TASK BRIEF - Copy the data below exactly, omitting any picture it contains.

SOURCE MATERIAL -
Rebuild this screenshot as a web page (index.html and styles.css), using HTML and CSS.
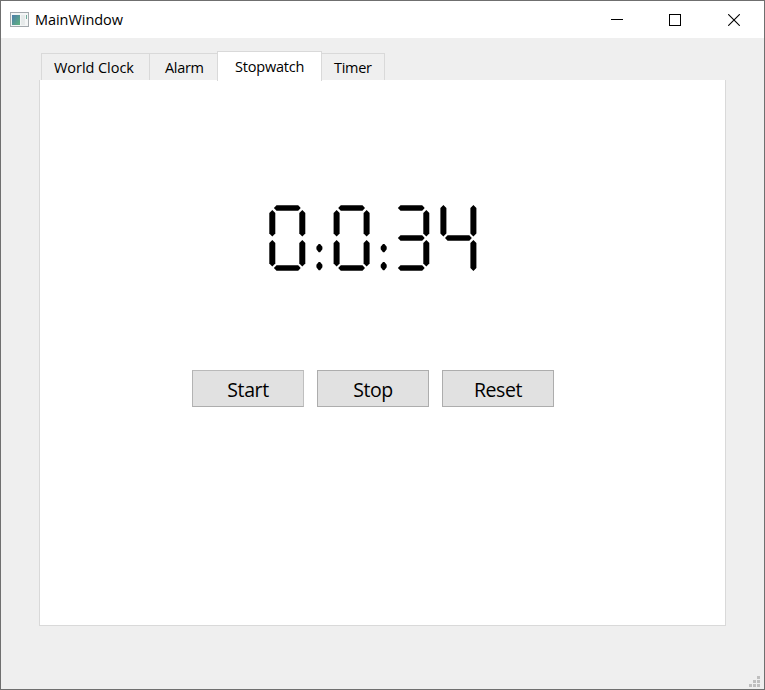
FILE: index.html
```html
<!DOCTYPE html>
<html lang="en">
<head>
<meta charset="utf-8">
<title>MainWindow</title>
<link rel="stylesheet" href="styles.css">
</head>
<body>
<div class="window">
  <header class="titlebar">
    <svg class="app-icon" width="20" height="16" viewBox="0 0 20 16">
      <defs>
        <linearGradient id="pane" x1="0" y1="0" x2="1" y2="1">
          <stop offset="0" stop-color="#4d7cab"/>
          <stop offset="1" stop-color="#60b47e"/>
        </linearGradient>
      </defs>
      <rect x=".5" y=".5" width="18" height="14" fill="#f4f6f6" stroke="#a3a9ad"/>
      <rect x="2" y="3" width="8" height="10" fill="url(#pane)"/>
      <rect x="11" y="3" width="4" height="10" fill="#e6eaea"/>
      <path d="M16 3h1v4h-1z" fill="#6fac9a"/>
    </svg>
    <span class="title">MainWindow</span>
    <div class="controls">
      <svg width="12" height="12"><path d="M0 5.5h12" stroke="#000"/></svg>
      <svg width="12" height="12"><rect x=".5" y=".5" width="11" height="11" fill="none" stroke="#000"/></svg>
      <svg width="12" height="12"><path d="M.2.2l11.6 11.6M11.8.2L.2 11.8" stroke="#000" stroke-width="1.1"/></svg>
    </div>
  </header>
  <main class="client">
    <nav class="tabs">
      <div class="tab world"><span>World Clock</span></div>
      <div class="tab alarm"><span>Alarm</span></div>
      <div class="tab selected"><span>Stopwatch</span></div>
      <div class="tab timer"><span>Timer</span></div>
    </nav>
    <section class="panel">
      <svg class="lcd" width="208" height="66" viewBox="0 0 208 66">
        <defs>
          <path id="h" d="M4.900 3L7.500.2h21.700L31.700 3l-2.500 2.800H7.500z"/>
          <path id="v" d="M3.300 4.900L6.300 8v20.500L3.300 31.500.3 28.500V8z"/>
          <path id="dots" d="M49.700 39h1.400l2.300 2.800v2.500l-2.300 2.900h-1.400l-2.300-2.900v-2.500zM49.700 57h1.400l2.300 2.800v2.500l-2.300 2.900h-1.400l-2.300-2.900v-2.500z"/>
          <g id="zero">
            <use href="#h"/><use href="#h" y="60"/>
            <use href="#v"/><use href="#v" y="30"/>
            <use href="#v" x="30"/><use href="#v" x="30" y="30"/>
          </g>
        </defs>
        <use href="#zero"/>
        <use href="#dots"/>
        <use href="#zero" x="64.300"/>
        <use href="#dots" x="64.300"/>
        <g transform="translate(124)">
          <use href="#h"/><use href="#h" y="30"/><use href="#h" y="60"/>
          <use href="#v" x="30"/><use href="#v" x="30" y="30"/>
        </g>
        <g transform="translate(171.100)">
          <path d="M3.300 0L6.300 3v25.500L3.300 31.500.3 28.500V3zM33.300 0l3 3v25.500l-3 3-3-3V3zM33.300 34.900l3 3.100V63l-3 3-3-3V38z"/>
          <use href="#h" y="30"/>
        </g>
      </svg>
      <div class="actions">
        <button class="start"><span>Start</span></button>
        <button><span>Stop</span></button>
        <button><span>Reset</span></button>
      </div>
    </section>
    <svg class="grip" width="11" height="11" fill="#bfbfbf">
      <path d="M8 0h3v3H8zM4 4h3v3H4zM8 4h3v3H8zM0 8h3v3H0zM4 8h3v3H4zM8 8h3v3H8z"/>
    </svg>
  </main>
</div>
</body>
</html>
```

FILE: styles.css
```css
* { box-sizing: border-box; }
body {
  margin: 0;
  font-family: "Open Sans", "Noto Sans", sans-serif;
  color: #000;
}
svg { display: block; }
.window {
  width: 765px;
  height: 690px;
  border: 1px solid #6f6f6f;
  background: #efefef;
  display: flex;
  flex-direction: column;
}
.titlebar {
  height: 37px;
  flex: none;
  display: flex;
  align-items: center;
  padding: 0 24px 0 9px;
  background: #fff;
}
.title {
  margin-left: 5px;
  font-size: 14.500px;
  letter-spacing: -0.05px;
}
.controls {
  margin-left: auto;
  display: flex;
}
.controls svg + svg { margin-left: 46px; }
.controls svg:last-child { margin-left: 47px; }
.client {
  flex: 1;
  display: flex;
  flex-direction: column;
  padding: 13px 4px 2px 38px;
}
.tabs {
  height: 29px;
  flex: none;
  display: flex;
  align-items: flex-start;
  padding-left: 2px;
}
.tab {
  height: 27px;
  margin-top: 2px;
  border-top: 1px solid #d9d9d9;
  border-left: 1px solid #d9d9d9;
  font-size: 14.500px;
  letter-spacing: -0.3px;
  line-height: 27px;
  white-space: nowrap;
}
.world { width: 108px; padding-left: 12px; letter-spacing: -0.05px; }
.alarm { width: 68px; padding-left: 15px; }
.timer {
  width: 63px;
  padding-left: 12px;
  border-left: 0;
  border-right: 1px solid #d9d9d9;
}
.selected {
  width: 105px;
  height: 30px;
  margin-top: 0;
  padding-left: 17px;
  border-right: 1px solid #d9d9d9;
  background: #fff;
  line-height: 29px;
  letter-spacing: -0.2px;
  position: relative;
}
.panel {
  width: 687px;
  height: 546px;
  flex: none;
  border: 1px solid #d9d9d9;
  border-top: 0;
  background: #fff;
}
.lcd { margin: 125px 0 0 229px; }
.actions {
  display: flex;
  gap: 13px;
  margin: 99px 0 0 152px;
}
button {
  width: 112px;
  height: 37px;
  padding: 2px 0 0;
  border: 1px solid #adadad;
  background: #e1e1e1;
  color: #000;
  font: 19.500px "Open Sans", "Noto Sans", sans-serif;
  letter-spacing: -0.4px;
}
.start { border-color: #b9b9b9 #bfbfbf #adadad #b3b3b3; }
.grip { margin: auto 0 0 auto; }
```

WRITTEN SOLUTION -
Rebuild this screenshot as a web page (index.html and styles.css), using HTML and CSS.
FILE: index.html
```html
<!DOCTYPE html>
<html lang="en">
<head>
<meta charset="utf-8">
<title>MainWindow</title>
<link rel="stylesheet" href="styles.css">
</head>
<body>
<div class="window">
  <header class="titlebar">
    <svg class="app-icon" width="20" height="16" viewBox="0 0 20 16">
      <defs>
        <linearGradient id="pane" x1="0" y1="0" x2="1" y2="1">
          <stop offset="0" stop-color="#4d7cab"/>
          <stop offset="1" stop-color="#60b47e"/>
        </linearGradient>
      </defs>
      <rect x=".5" y=".5" width="18" height="14" fill="#f4f6f6" stroke="#a3a9ad"/>
      <rect x="2" y="3" width="8" height="10" fill="url(#pane)"/>
      <rect x="11" y="3" width="4" height="10" fill="#e6eaea"/>
      <path d="M16 3h1v4h-1z" fill="#6fac9a"/>
    </svg>
    <span class="title">MainWindow</span>
    <div class="controls">
      <svg width="12" height="12"><path d="M0 5.5h12" stroke="#000"/></svg>
      <svg width="12" height="12"><rect x=".5" y=".5" width="11" height="11" fill="none" stroke="#000"/></svg>
      <svg width="12" height="12"><path d="M.2.2l11.6 11.6M11.8.2L.2 11.8" stroke="#000" stroke-width="1.1"/></svg>
    </div>
  </header>
  <main class="client">
    <nav class="tabs">
      <div class="tab world"><span>World Clock</span></div>
      <div class="tab alarm"><span>Alarm</span></div>
      <div class="tab selected"><span>Stopwatch</span></div>
      <div class="tab timer"><span>Timer</span></div>
    </nav>
    <section class="panel">
      <svg class="lcd" width="208" height="66" viewBox="0 0 208 66">
        <defs>
          <path id="h" d="M4.900 3L7.500.2h21.700L31.700 3l-2.500 2.800H7.500z"/>
          <path id="v" d="M3.300 4.900L6.300 8v20.500L3.300 31.500.3 28.500V8z"/>
          <path id="dots" d="M49.700 39h1.400l2.300 2.800v2.500l-2.300 2.900h-1.400l-2.300-2.900v-2.500zM49.700 57h1.400l2.300 2.800v2.500l-2.300 2.900h-1.400l-2.300-2.900v-2.500z"/>
          <g id="zero">
            <use href="#h"/><use href="#h" y="60"/>
            <use href="#v"/><use href="#v" y="30"/>
            <use href="#v" x="30"/><use href="#v" x="30" y="30"/>
          </g>
        </defs>
        <use href="#zero"/>
        <use href="#dots"/>
        <use href="#zero" x="64.300"/>
        <use href="#dots" x="64.300"/>
        <g transform="translate(124)">
          <use href="#h"/><use href="#h" y="30"/><use href="#h" y="60"/>
          <use href="#v" x="30"/><use href="#v" x="30" y="30"/>
        </g>
        <g transform="translate(171.100)">
          <path d="M3.300 0L6.300 3v25.500L3.300 31.500.3 28.500V3zM33.300 0l3 3v25.500l-3 3-3-3V3zM33.300 34.900l3 3.100V63l-3 3-3-3V38z"/>
          <use href="#h" y="30"/>
        </g>
      </svg>
      <div class="actions">
        <button class="start"><span>Start</span></button>
        <button><span>Stop</span></button>
        <button><span>Reset</span></button>
      </div>
    </section>
    <svg class="grip" width="11" height="11" fill="#bfbfbf">
      <path d="M8 0h3v3H8zM4 4h3v3H4zM8 4h3v3H8zM0 8h3v3H0zM4 8h3v3H4zM8 8h3v3H8z"/>
    </svg>
  </main>
</div>
</body>
</html>
```

FILE: styles.css
```css
* { box-sizing: border-box; }
body {
  margin: 0;
  font-family: "Open Sans", "Noto Sans", sans-serif;
  color: #000;
}
svg { display: block; }
.window {
  width: 765px;
  height: 690px;
  border: 1px solid #6f6f6f;
  background: #efefef;
  display: flex;
  flex-direction: column;
}
.titlebar {
  height: 37px;
  flex: none;
  display: flex;
  align-items: center;
  padding: 0 24px 0 9px;
  background: #fff;
}
.title {
  margin-left: 5px;
  font-size: 14.500px;
  letter-spacing: -0.05px;
}
.controls {
  margin-left: auto;
  display: flex;
}
.controls svg + svg { margin-left: 46px; }
.controls svg:last-child { margin-left: 47px; }
.client {
  flex: 1;
  display: flex;
  flex-direction: column;
  padding: 13px 4px 2px 38px;
}
.tabs {
  height: 29px;
  flex: none;
  display: flex;
  align-items: flex-start;
  padding-left: 2px;
}
.tab {
  height: 27px;
  margin-top: 2px;
  border-top: 1px solid #d9d9d9;
  border-left: 1px solid #d9d9d9;
  font-size: 14.500px;
  letter-spacing: -0.3px;
  line-height: 27px;
  white-space: nowrap;
}
.world { width: 108px; padding-left: 12px; letter-spacing: -0.05px; }
.alarm { width: 68px; padding-left: 15px; }
.timer {
  width: 63px;
  padding-left: 12px;
  border-left: 0;
  border-right: 1px solid #d9d9d9;
}
.selected {
  width: 105px;
  height: 30px;
  margin-top: 0;
  padding-left: 17px;
  border-right: 1px solid #d9d9d9;
  background: #fff;
  line-height: 29px;
  letter-spacing: -0.2px;
  position: relative;
}
.panel {
  width: 687px;
  height: 546px;
  flex: none;
  border: 1px solid #d9d9d9;
  border-top: 0;
  background: #fff;
}
.lcd { margin: 125px 0 0 229px; }
.actions {
  display: flex;
  gap: 13px;
  margin: 99px 0 0 152px;
}
button {
  width: 112px;
  height: 37px;
  padding: 2px 0 0;
  border: 1px solid #adadad;
  background: #e1e1e1;
  color: #000;
  font: 19.500px "Open Sans", "Noto Sans", sans-serif;
  letter-spacing: -0.4px;
}
.start { border-color: #b9b9b9 #bfbfbf #adadad #b3b3b3; }
.grip { margin: auto 0 0 auto; }
```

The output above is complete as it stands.